Pressey's NBA draft prospect profile says that he is a gutsy, imaginative passer with the quickness, playmaking and ball handling to succeed in the NBA. However, at 6-foot and 177 pounds, size is a concern for his future, as well as his ability to finish around the rim and hit a jumper consistently. His decision making is also listed as a weakness.
Bowers has been taking part in NBA workouts as well, and has had sessions with the Washington Wizards, according to the Wizards' draft website, in addition to working out in Florida, according to the Kansas City Star.

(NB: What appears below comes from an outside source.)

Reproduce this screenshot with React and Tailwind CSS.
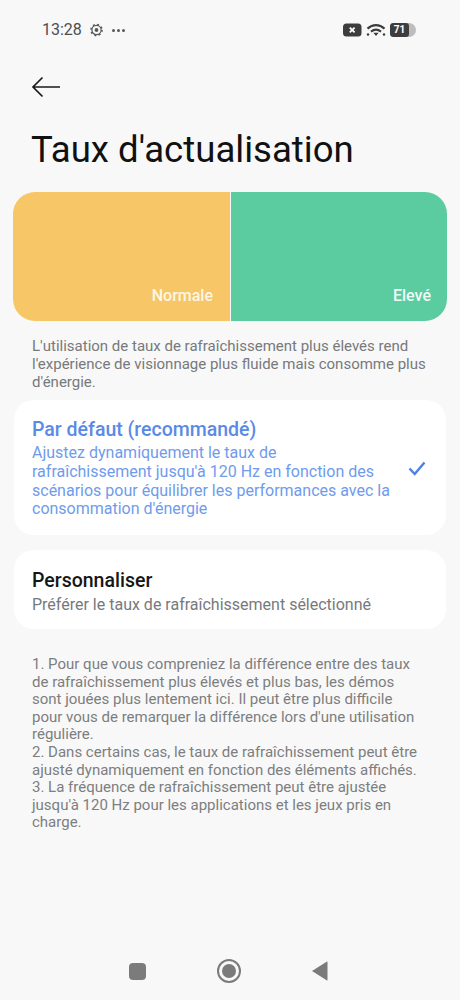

Bowers' NBA future is more in question because of his past problems with knee injuries, according to his NBA draft prospect profile, but he has the size and athletic ability to be a prospect. The profile says that he has to get bigger and stronger, as well as prove that his knees aren't a hindrance, but with his scoring ability from the inside and the outside he could garner some interest.
All three players are projected to go in the mid- to late second round or to go undrafted. Chad Ford, an ESPN NBA Draft insider, predicts Pressey will be drafted 51st overall to the Orlando Magic in his latest mock draft. Ford wrote that Pressey "sees the floor as well as any guard in the draft."
If they go undrafted, both Pressey and Oriakhi pledged to continue working toward their NBA dream through the summer league, where younger players typically get more playing time in hopes to making an NBA roster for the regular season. Both noted that there are several examples of undrafted players who went on to successful NBA careers.
"A lot of guys have done remarkable things after going undrafted. Udonis Haslem didn't get drafted, but he's won three NBA Championships," Oriakhi said. "I love watching guys like that, and it gives me motivation. All the people that passed on them saw they didn't give up."
Of course, the best situation for both players would be to see all their hard work pay off.
"Words won't be able to express how happy I'd be to get drafted," Pressey said. "But I know that it's not a guarantee, and it will just give me incentive to keep working hard and be on a roster come Oct. 1."
Oriakhi expressed a similar desire to keep working no matter what happens Thursday night.
"It's been fun for me, but I don't care honestly. I just want to get back on the floor and start playing again," Oriakhi said. "It doesn't matter if you're pick one or pick 60. When it's time to go to work you've got to lace up and prove yourself."